Desde o início da pandemia, e da declaração das mais restritas medidas de confinamento um pouco por todo o lado, que Anders Tegnell tem estado contra a corrente. Antes de mais, porque o reconhecido epidemiologista sueco estava profundamente convencido de que, confiando no dever cívico dos seus cidadãos, era possível proteger os mais vulneráveis sem arrasar a economia. As imagens de uma Suécia mais relaxada em relação à Covid-19 correram mundo. A sua convicção era que, antes do verão, o país já atingira a imunidade de grupo.

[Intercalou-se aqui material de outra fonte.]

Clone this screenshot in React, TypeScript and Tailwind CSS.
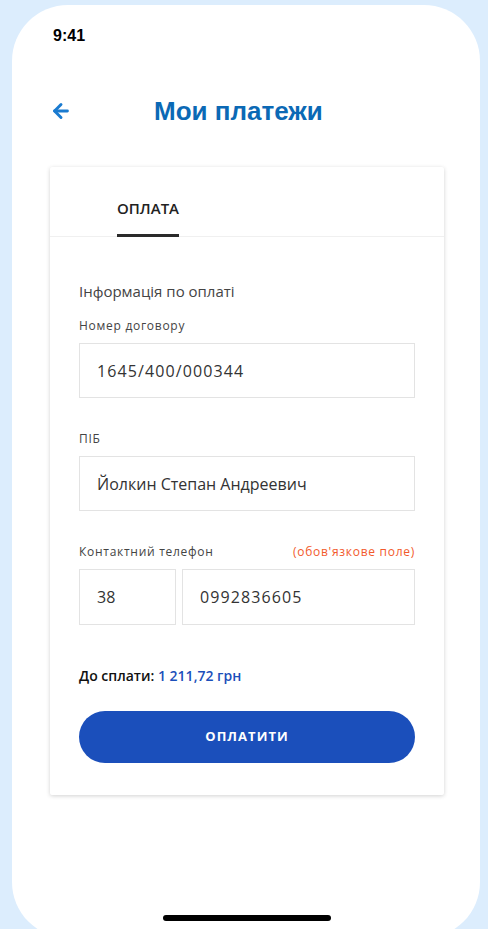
import { ArrowLeft } from 'lucide-react'

function Field({ label, value, mono }: { label: string; value: string; mono?: boolean }) {
  return (
    <div className="mt-[33px] first:mt-0">
      <div className="text-[12px] leading-[16px] tracking-[0.06em] text-[#444]">{label}</div>
      <div
        className={`mt-[9px] h-[55px] border border-[#e3e3e3] flex items-center px-[17px] text-[16px] text-[#333] ${
          mono ? 'tracking-[1.1px]' : ''
        }`}
      >
        {value}
      </div>
    </div>
  )
}

export default function App() {
  return (
    <div className="w-full h-[929px] overflow-hidden bg-[#dcedfd] pt-[5px] pl-[12px] pr-[8px] font-['Open_Sans',sans-serif]">
      {/* Телефон */}
      <div className="relative h-[933px] rounded-[56px] bg-white">
        <div className="pt-[21px] pl-[41px] text-[16px] leading-[20px] font-bold text-black font-['Liberation_Sans',sans-serif]">
          9:41
        </div>

        {/* Заголовок */}
        <div className="mt-[50px] h-[30px] flex items-center pl-[38px]">
          <ArrowLeft className="w-[22px] h-[22px] text-[#1a7bd0]" strokeWidth={3.2} />
          <h1 className="ml-[82px] text-[26px] leading-[30px] font-bold text-[#0b69b5] font-['Liberation_Sans',sans-serif]">
            Мои платежи
          </h1>
        </div>

        {/* Карточка оплаты */}
        <div className="ml-[38px] mt-[41px] w-[394px] bg-white rounded-[2px] shadow-[0_1px_4px_rgba(0,0,0,0.18)]">
          <div className="h-[70px] border-b border-[#f0f0f0] pl-[67px] flex items-end">
            <div className="text-[15px] font-semibold text-[#222] pb-[15px] border-b-[3px] border-[#2a2a2a] -mb-px">
              ОПЛАТА
            </div>
          </div>

          <div className="px-[29px] pt-[44px] pb-[32px]">
            <div className="text-[15px] leading-[20px] text-[#444]">Інформація по оплаті</div>

            <div className="mt-[17px]">
              <Field label="Номер договору" value="1645/400/000344" mono />
              <Field label="ПІБ" value="Йолкин Степан Андреевич" />

              <div className="mt-[33px]">
                <div className="flex justify-between text-[12px] leading-[16px] tracking-[0.06em]">
                  <span className="text-[#444]">Контактний телефон</span>
                  <span className="text-[#f25a2c]">(обов'язкове поле)</span>
                </div>
                <div className="mt-[9px] flex gap-[6px]">
                  <div className="w-[97px] h-[56px] border border-[#e3e3e3] flex items-center px-[17px] text-[16px] text-[#333]">
                    38
                  </div>
                  <div className="flex-1 h-[56px] border border-[#e3e3e3] flex items-center px-[17px] text-[16px] tracking-[1.1px] text-[#333]">
                    0992836605
                  </div>
                </div>
              </div>
            </div>

            <div className="mt-[41px] text-[14px] leading-[20px] font-semibold text-[#111]">
              До сплати: <span className="text-[#1c4fba]">1 211,72 грн</span>
            </div>

            <button className="mt-[25px] w-full h-[52px] rounded-full bg-[#1b4fbb] text-white text-[13px] font-bold tracking-[0.08em]">
              ОПЛАТИТИ
            </button>
          </div>
        </div>

        {/* Home indicator */}
        <div className="absolute left-[151px] top-[910px] w-[168px] h-[6px] rounded-full bg-black" />
      </div>
    </div>
  )
}
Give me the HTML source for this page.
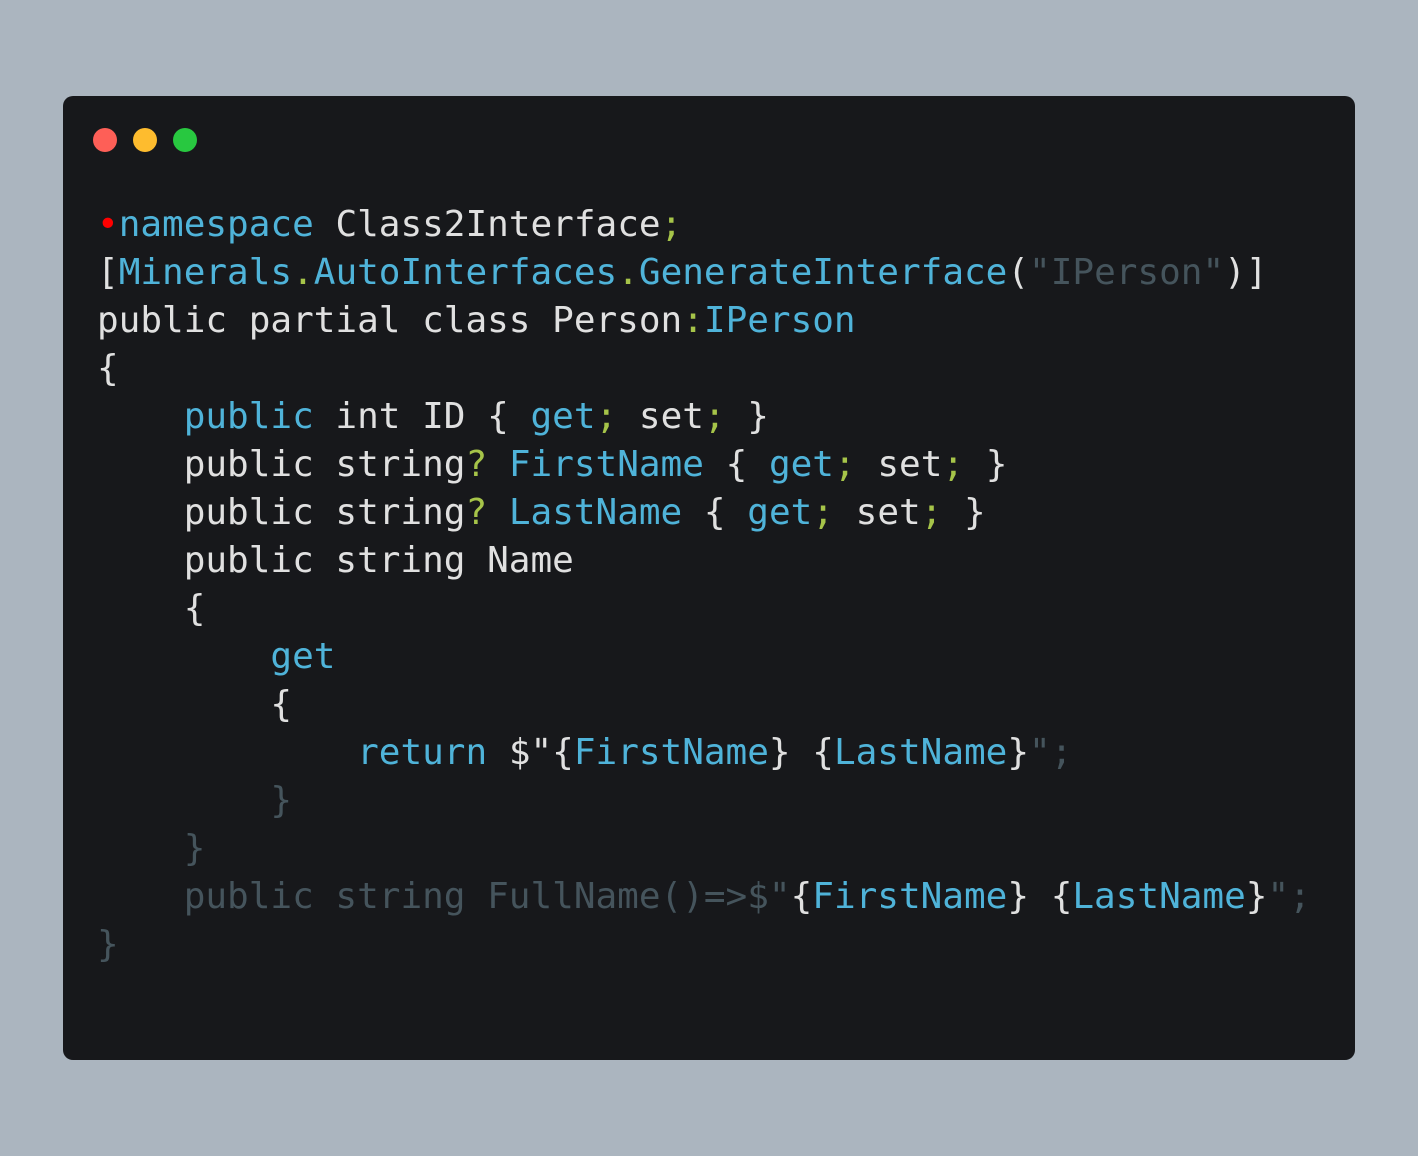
<!DOCTYPE html>
<html><head><meta charset="utf-8"><style>
html,body{margin:0;padding:0;width:1418px;height:1156px;background:#abb5bf;overflow:hidden}
.card{position:absolute;left:63px;top:96px;width:1292px;height:964px;background:#17181b;border-radius:10px}
.dot{position:absolute;top:32px;width:24px;height:24px;border-radius:50%}
pre{position:absolute;left:34px;top:105px;margin:0;font-family:"DejaVu Sans Mono","Liberation Mono",monospace;font-size:36px;line-height:48px;color:#e0e0e0}
.b{color:#4fb3d9}.g{color:#a6c449}.d{color:#45545c}.r{color:#f00}
</style></head><body>
<div class="card">
<div class="dot" style="left:30px;background:#fe5f57"></div>
<div class="dot" style="left:70px;background:#febc2e"></div>
<div class="dot" style="left:110px;background:#28c840"></div>
<pre><span class="r">•</span><span class="b">namespace</span> Class2Interface<span class="g">;</span>
[<span class="b">Minerals</span><span class="g">.</span><span class="b">AutoInterfaces</span><span class="g">.</span><span class="b">GenerateInterface</span>(<span class="d">"IPerson"</span>)]
public partial class Person<span class="g">:</span><span class="b">IPerson</span>
{
    <span class="b">public</span> int ID { <span class="b">get</span><span class="g">;</span> set<span class="g">;</span> }
    public string<span class="g">?</span> <span class="b">FirstName</span> { <span class="b">get</span><span class="g">;</span> set<span class="g">;</span> }
    public string<span class="g">?</span> <span class="b">LastName</span> { <span class="b">get</span><span class="g">;</span> set<span class="g">;</span> }
    public string Name
    {
        <span class="b">get</span>
        {
            <span class="b">return</span> $"{<span class="b">FirstName</span>} {<span class="b">LastName</span>}<span class="d">";</span>
        <span class="d">}</span>
    <span class="d">}</span>
    <span class="d">public string FullName()=&gt;$"</span>{<span class="b">FirstName</span>} {<span class="b">LastName</span>}<span class="d">";</span>
<span class="d">}</span></pre>
</div>
</body></html>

Mas três meses depois, no início de junho, aquele especialista em doenças infeciosas, 64 anos, veio a público fazer um mea culpa. Perante um número inesperadamente alto de mortes, admitiu que a estratégia adotada continha erros. Sobretudo, na proteção dos lares, que não tinha sido a adequada. Mas, segundo um conjunto de emails agora conhecido, Tegnell chegou a questionar se uma taxa de mortalidade mais elevada entre as pessoas mais velhas não poderia ser aceitável. Tudo para, com isso, alcançar a almejada imunidade de grupo mais depressa. E não, como chegou a argumentar, para retardar a propagação do SARS CoV-2 e permitir que os serviços de saúde pudessem fazer face à situação. A especulação sobre qual era efetivamente a posição do principal responsável pela saúde pública na Suécia aumentou ainda mais depois de se saber que Tegnell, entretanto, apagara algumas das suas mensagens. E as críticas, duras, não demoraram.
“E por dez por cento vale a pena?”
Obtida pela imprensa sueca, ao abrigo da lei local, a correspondência de Tegnell com o seu homólogo finlandês, Mika Salminen, e ainda com o chefe da agência nacional de saúde sueca, revela ainda a sugestão de permitir que pessoas saudáveis fossem infetadas voluntariamente em cenários controlados. Por exemplo, mantendo as escolas abertas. Mas Salminen respondeu-lhe que a agência de saúde finlandesa tinha rejeitado essa opção porque “com o tempo, as crianças acabariam por espalhar a infeção entre outros grupos etários.” O finlandês argumentou ainda que o encerramento reduziria a propagação entre os idosos em cerca de 10 por cento. Ao que o sueco ripostou: “E por dez por cento vale a pena?”.
Mas agora, interpelado sobre o assunto, Tegnell nega que procurasse alcançar um objetivo a qualquer custo. “O meu comentário foi sobre um possível efeito, não sobre um efeito esperado, referindo-se à avaliação da adequação da medida”, garantiu agora, segundo o The Guardian, a Emanuel Karlsten, o jornalista que obteve os e-mails.
Posteriormente, a Suécia fechou todas as escolas para alunos maiores de 16 anos, mas manteve as outras abertas. E as famílias que decidiram o contrário denunciadas aos serviços sociais. Mesmo as que pertenciam a grupos de alto risco. O país proibiu reuniões com mais de 50 pessoas, mas pediu apenas que se observasse algum distanciamento. Além disso, lojas, bares, restaurantes e ginásios também continuaram abertos.
“Apago mensagens que não considero relevantes”
Já sobre os emails alegadamente apagados, ou que não constam dos lotes disponibilizados aos media, Tegnell argumenta que eram apenas partes de conversas de trabalho com diferentes grupos e que não precisavam ser guardadas. “Apago muitas mensagens de correio eletrónico que não considero relevantes”.
Mas apesar de negar que a imunidade seja um objetivo a curto prazo, Tegnell insiste que a sua opção preparou melhor o país para uma eventual segunda vaga. Desde junho, o número de casos e de mortes tem vindo a diminuir de forma constante. E apesar de ter um número de mortes por milhão de habitantes superior ao dos seus vizinhos nórdicos, é ainda assim inferior ao de alguns países que impuseram confinamentos— como é o caso do Reino Unido ou Espanha.